Continuano gli attacchi di Israele a siti nucleari e petroliferi. L’Italia e il resto dell’UE osservano con crescente preoccupazione le conseguenze di un’escalation che rischia di travolgere equilibri già fragili
Nelle ultime 72 ore l’operazione militare israeliana “Rising Lion” ha colpito con una serie di raid aerei numerosi siti nucleari strategici, impianti energetici e giacimenti di gas. L’obiettivo di Tel Aviv è fermare il programma nucleare iraniano, ritenuto ormai a un passo dal “punto di non ritorno” per la produzione di armi atomiche. La crisi rischia di avere un effetto domino sull’economia globale e sulla sicurezza europea. In particolare, i mercati temono eventuali rappresaglie dell’Iran nello stretto di Hormuz, snodo cruciale per il traffico di gas e petrolio. L’Italia e il resto dell’UE osservano con crescente preoccupazione le conseguenze di un’escalation che rischia di travolgere equilibri già fragili.

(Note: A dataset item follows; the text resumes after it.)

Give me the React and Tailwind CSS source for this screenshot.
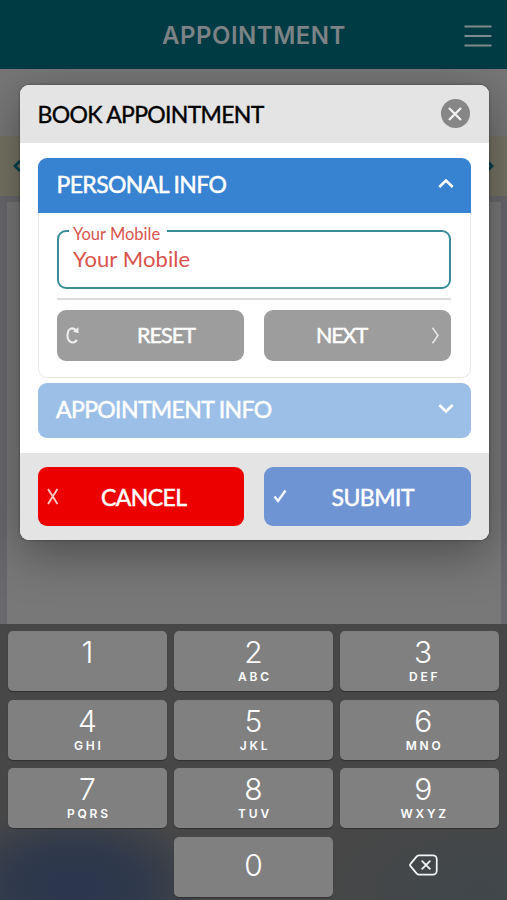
import React, { useState } from "react";

const keys = [
	["1", ""],
	["2", "ABC"],
	["3", "DEF"],
	["4", "GHI"],
	["5", "JKL"],
	["6", "MNO"],
	["7", "PQRS"],
	["8", "TUV"],
	["9", "WXYZ"],
];

const Chevron = ({ up }) => (
	<svg width="16" height="10" viewBox="0 0 16 10" fill="none" stroke="#fff" strokeWidth="2.6">
		<path d={up ? "M1.3 8 8 1.5l6.7 6.500" : "M1.3 1 8 7.500l6.700-6.500"} />
	</svg>
);

const Key = ({ digit, letters, last }) => (
	<button
		className={`h-[60px] rounded-[5px] bg-[#808081] shadow-[0_1px_1px_#303030] flex flex-col items-center text-white ${
			last ? "pl-[7px]" : ""
		}`}
	>
		<span className={`text-[30px] leading-[30px] font-[350] ${digit === "0" ? "mt-[13px]" : "mt-[6px]"}`}>
			{digit}
		</span>
		{letters && (
			<span className="mt-[4px] text-[12px] leading-[12px] font-semibold tracking-[2.8px] pl-[3px]">
				{letters}
			</span>
		)}
	</button>
);

const Keypad = () => (
	<div className="h-[276px] shrink-0 pt-[7px] px-2 bg-[#474747] bg-[radial-gradient(ellipse_135px_80px_at_75px_262px,#2c374d_20%,#303a4b_50%,#474747_100%,transparent_100%),radial-gradient(ellipse_160px_90px_at_480px_270px,#40474b,transparent)] font-['Inter',sans-serif]">
		<div className="grid grid-cols-3 gap-x-[7.5px] gap-y-[8.6px]">
			{keys.map(([digit, letters], i) => (
				<Key key={digit} digit={digit} letters={letters} last={i % 3 === 2} />
			))}
			<div />
			<Key digit="0" />
			<button className="flex items-center justify-center pl-[8px] pb-1">
				<svg width="29" height="22" viewBox="0 0 30 22" fill="none" stroke="#f4f4f4" strokeWidth="1.8" strokeLinejoin="round" strokeLinecap="round">
					<path d="M10.5 1h14.2a4 4 0 0 1 4 4v12a4 4 0 0 1-4 4H10.5c-1 0-1.8-.4-2.5-1.1L1.6 12.2a1.7 1.7 0 0 1 0-2.4L8 2.1C8.7 1.4 9.5 1 10.5 1Z" />
					<path d="m13.6 7 8 8m0-8-8 8" />
				</svg>
			</button>
		</div>
	</div>
);

const App = () => {
	const [mobile, setMobile] = useState("");

	return (
		<div className="relative w-full h-[900px] overflow-hidden flex flex-col bg-[#69696d]">
			<header className="h-[69px] shrink-0 bg-[#003b43] flex items-center justify-end px-[15px] pt-[2px]">
				<h1 className="flex-1 pl-[29px] text-center font-['Inter',sans-serif] font-semibold text-[24px] leading-none tracking-[0.5px] text-[#7c8285]">
					APPOINTMENT
				</h1>
				<svg width="28" height="24" viewBox="0 0 28 24" stroke="#7d8b90" strokeWidth="1.8">
					<path d="M.5 2.5h27M.5 12h27M.5 21.5h27" />
				</svg>
			</header>
			<div className="h-[67px] shrink-0 bg-[#767676]" />
			<div className="h-[60px] shrink-0 bg-[#747363] flex items-center justify-between px-[12px] text-[#00434d]">
				<svg width="10" height="14" viewBox="0 0 10 14" fill="none" stroke="currentColor" strokeWidth="2.8">
					<path d="M8 2 3 7l5 5" />
				</svg>
				<svg width="10" height="14" viewBox="0 0 10 14" fill="none" stroke="currentColor" strokeWidth="2.8">
					<path d="m2 2 5 5-5 5" />
				</svg>
			</div>
			<div className="flex-1 pl-[7px] pr-[6px] pt-[6px]">
				<div className="h-full bg-[#787878]" />
			</div>
			<Keypad />

			{/* booking dialog over the page */}
			<div className="absolute top-[84.5px] left-[19.5px] w-[469px] rounded-[9px] overflow-hidden bg-white shadow-[0_14px_48px_rgba(0,0,0,0.36),0_0_3px_rgba(0,0,0,0.4)] font-['Lato',sans-serif]">
				<div className="h-[58.5px] bg-[#e4e4e4] flex items-center justify-between pl-[18px] pr-[19px]">
					<h2 className="pt-[2px] text-[23px] leading-none text-black [-webkit-text-stroke:0.4px] tracking-[-0.68px]">
						BOOK APPOINTMENT
					</h2>
					<button className="w-[29px] h-[29px] rounded-full bg-[#868686] flex items-center justify-center">
						<svg width="14" height="14" viewBox="0 0 14 14" stroke="#f2f2f2" strokeWidth="2.3">
							<path d="m1 1 12 12M13 1 1 13" />
						</svg>
					</button>
				</div>

				<div className="px-[18px] py-[15px]">
					<button className="w-full h-[54.5px] rounded-t-[9px] bg-[#3782d1] flex items-center justify-between pl-[19px] pr-[17px] pb-[3px] text-white">
						<span className="pt-[2px] text-[23px] leading-none [-webkit-text-stroke:0.5px] tracking-[-0.62px]">PERSONAL INFO</span>
						<Chevron up />
					</button>
					<div className="h-[165px] rounded-b-[9px] border border-t-0 border-[#e8e8e8] px-[18.5px] pt-[8px]">
						<fieldset className="h-[68px] rounded-[9px] border-[2px] border-[#3a8c99] px-[10px]">
							<legend className="pl-[4px] pr-[7px] text-[16.5px] leading-[20px] text-[#d9534c]">
								<span className="relative top-[3px]">Your Mobile</span>
							</legend>
							<input
								className="block w-full h-[36px] px-[4px] text-[22px] leading-none tracking-[0.1px] outline-none text-[#d9534c] placeholder:text-[#d9534c]"
								placeholder="Your Mobile"
								value={mobile}
								onChange={(e) => setMobile(e.target.value)}
							/>
						</fieldset>
						<div className="mt-[9px] h-[2px] bg-[#dcdcdc]" />
						<div className="mt-[10px] grid grid-cols-2 gap-5 text-white text-[21.5px] leading-none">
							<button className="h-[51px] rounded-[9px] bg-[#9d9d9d] flex items-center pl-[9px]" onClick={() => setMobile("")}>
								<svg width="13" height="18" viewBox="0 0 13 18" fill="none" stroke="#ededed" strokeWidth="2.1">
									<path d="M11 14C7.500 18.500 1.500 16.500 1.500 9.500S6.500 .5 10 4.500" />
									<path d="M12.500 1v6.200L7 5.800Z" fill="#ededed" stroke="none" />
								</svg>
								<span className="flex-1 pl-[9px] pt-[2px] [-webkit-text-stroke:0.5px] tracking-[-0.9px]">RESET</span>
							</button>
							<button className="h-[51px] rounded-[9px] bg-[#9d9d9d] flex items-center pr-[11px]">
								<span className="flex-1 pr-[12px] pt-[2px] [-webkit-text-stroke:0.5px] tracking-[-1.1px]">NEXT</span>
								<svg width="9" height="17" viewBox="0 0 9 17" fill="none" stroke="#e6e6e6" strokeWidth="1.6">
									<path d="m1.5 .8 5.5 7.7-5.5 7.7" />
								</svg>
							</button>
						</div>
					</div>
					<button className="mt-[5.5px] w-full h-[54.5px] rounded-[9px] bg-[#9bbfe7] flex items-center justify-between pl-[18.5px] pr-[17px] pb-[3px] text-white">
						<span className="text-[23px] leading-none [-webkit-text-stroke:0.5px] pt-px tracking-[-0.62px]">APPOINTMENT INFO</span>
						<Chevron />
					</button>
				</div>

				<div className="h-[87.5px] bg-[#e4e4e4] px-[18px] pt-[14.5px] grid grid-cols-2 gap-5 text-white text-[23px] leading-none">
					<button className="h-[58.5px] rounded-[9px] bg-[#ec0000] flex items-center pl-[9px]">
						<svg width="12" height="17" viewBox="0 0 12 17" fill="none" stroke="#ffc9c4" strokeWidth="1.9">
							<path d="m1 1 9.5 15M10.5 1 1 16" />
						</svg>
						<span className="flex-1 pr-[15px] pt-[2px] [-webkit-text-stroke:0.5px] tracking-[-0.6px]">CANCEL</span>
					</button>
					<button className="h-[58.5px] rounded-[9px] bg-[#6f94d4] flex items-center pl-[9px]">
						<svg width="14" height="14" viewBox="0 0 14 14" fill="none" stroke="#f0f5ff" strokeWidth="2.4">
							<path d="M1.5 7.5 5 12l7.5-10.5" />
						</svg>
						<span className="flex-1 pr-[12px] pt-[2px] [-webkit-text-stroke:0.5px] tracking-[-0.5px]">SUBMIT</span>
					</button>
				</div>
			</div>
		</div>
	);
};

export default App;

NUCLEARE E OIL&GAS SOTTO ATTACCO
Questa notte i caccia israeliani hanno colpito il centro di arricchimento dell’uranio di Fordow. Ma è solo l’ultimo dei siti nucleari colpiti da Israele. Nella lista troviamo anche Natanz, Isfahan e il reattore sperimentale di Arak.I danni agli impianti di Esfahan e Natanz sarebbero gravi e richiederanno settimane per essere riparati. Inoltre, sono stati uccisi almeno nove scienziati nucleari di rilievo, secondo fonti israeliane. Teheran, tuttavia, minimizza l’entità dei danni, sostenendo che le strutture chiave siano ancora operative e che molte attrezzature siano state spostate in anticipo.
Non solo nucleare: anche il settore energetico è stato colpito. Il Ministero del Petrolio iraniano ha confermato un attacco a un impianto petrolifero nell’area di Shahran, a Teheran, dove è divampato un vasto incendio. Anche il grande giacimento di gas di South Pars ha subito danni, con conseguenze che potrebbero essere importanti per la disponibilità di gas. Le infrastrutture come le raffinerie di Abadan e Isfahan e i terminal di esportazione di Jas e Karg restano vulnerabili. Un attacco diretto a questi snodi potrebbe provocare una crisi energetica globale, facendo impennare i prezzi di petrolio e gas.
I RISCHI PER ITALIA E UE
La tensione è alle stelle, con il rischio concreto di una guerra regionale su larga scala che coinvolga anche Stati Uniti, Arabia Saudita ed Emirati ArabI. Le ripercussioni per l’Italia e l’Europa sono già tangibili. Il prezzo del petrolio è schizzato a 73,48 dollari al barile (+8%), mentre l’oro ha superato i 3.420 dollari l’oncia, segnalando la fuga degli investitori verso beni rifugio. L’Italia, fortemente dipendente dalle importazioni di gas e petrolio dal Medio Oriente, rischia di pagare il prezzo più alto in termini di caro-energia, con effetti a cascata su famiglie e imprese.
Più di tutto i mercati temono attacchi iraniani nello stretto di Hormuz, che potrebbero avere effetti più devastanti dell’eventuale coinvolgimento degli impianti petroliferi iraniani, il cui export è soprattutto diretto in Cina e interessato dalle sanzioni contro il regime. Infatti, attraverso il canale passa tutto il petrolio e il GNL diretti dal Golfo Persico agli importatori nel mondo. L’eventuale chiusura dello Stretto di Hormuz, da cui transita circa un quarto del greggio mondiale, rappresenterebbe uno scenario da incubo per i mercati e la sicurezza energetica italiana.
Inoltre, non si esclude il rischio di attacchi cyber o sabotaggi alle infrastrutture energetiche e logistiche europee, né quello di azioni terroristiche indirette, come già avvenuto in passato in periodi di forte tensione tra Iran e Occidente.